=== Exercise aim ===
Search the data for the word "React". Reproduce every line where it is found.
* START *
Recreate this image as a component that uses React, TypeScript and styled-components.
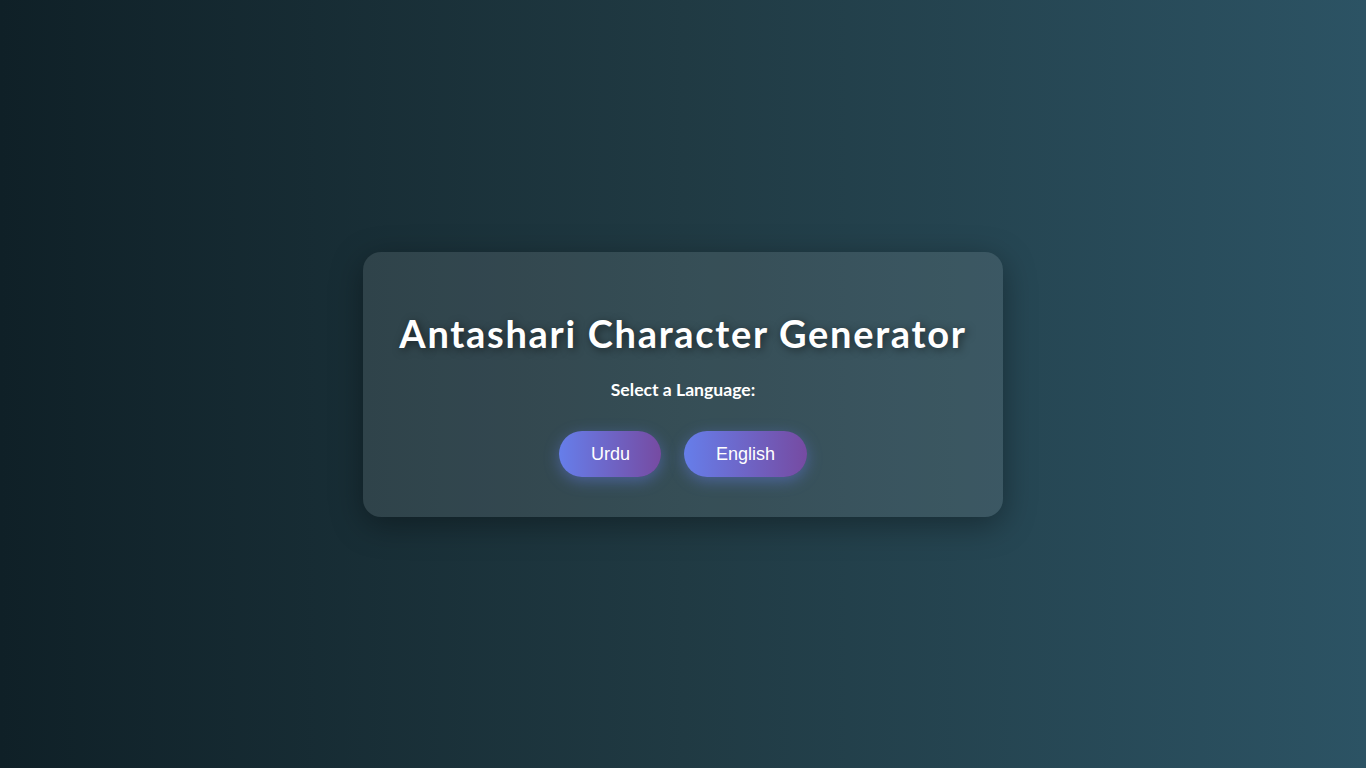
import React from "react";
import styled, { createGlobalStyle } from "styled-components";

const Global = createGlobalStyle`
  html, body { margin: 0; padding: 0; }
  body {
    font-family: "Lato", "Open Sans", sans-serif;
    background: linear-gradient(to right, #0f2027, #203a43, #2c5364);
    min-height: 100vh;
  }
`;

const Page = styled.div`
  min-height: 768px;
  display: flex;
  align-items: center;
  justify-content: center;
  box-sizing: border-box;
`;

const Card = styled.div`
  width: 640px;
  box-sizing: border-box;
  padding: 58px 30px 40px;
  border-radius: 18px;
  background: rgba(255, 255, 255, 0.1);
  box-shadow: 0 8px 32px rgba(0, 0, 0, 0.35);
  display: flex;
  flex-direction: column;
  align-items: center;
  color: #fff;
`;

const Title = styled.h1`
  margin: 0;
  font-family: "Lato", "Open Sans", sans-serif;
  font-weight: 700;
  font-size: 38px;
  line-height: 46px;
  letter-spacing: 1.7px;
  text-shadow: 2px 2px 8px rgba(0, 0, 0, 0.5);
`;

const Label = styled.p`
  margin: 23px 0 0;
  font-family: "Lato", "Open Sans", sans-serif;
  font-weight: 700;
  font-size: 17.6px;
  line-height: 22px;
`;

const Buttons = styled.div`
  display: flex;
  gap: 23px;
  margin-top: 30px;
`;

const LangButton = styled.button`
  font-family: "Liberation Sans", Arial, sans-serif;
  font-size: 18px;
  line-height: 22px;
  color: #fff;
  border: none;
  border-radius: 24px;
  padding: 12px 31.5px;
  background: linear-gradient(to right, #667eea, #764ba2);
  box-shadow: 0 4px 15px rgba(102, 126, 234, 0.45);
  cursor: pointer;
`;

export default function App() {
  return (
    <>
      <Global />
      <Page>
        <Card>
          <Title>Antashari Character Generator</Title>
          <Label>Select a Language:</Label>
          <Buttons>
            <LangButton>Urdu</LangButton>
            <LangButton>English</LangButton>
          </Buttons>
        </Card>
      </Page>
    </>
  );
}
* END *
=== Response to the exercise ===
Recreate this image as a component that uses React, TypeScript and styled-components.
import React from "react";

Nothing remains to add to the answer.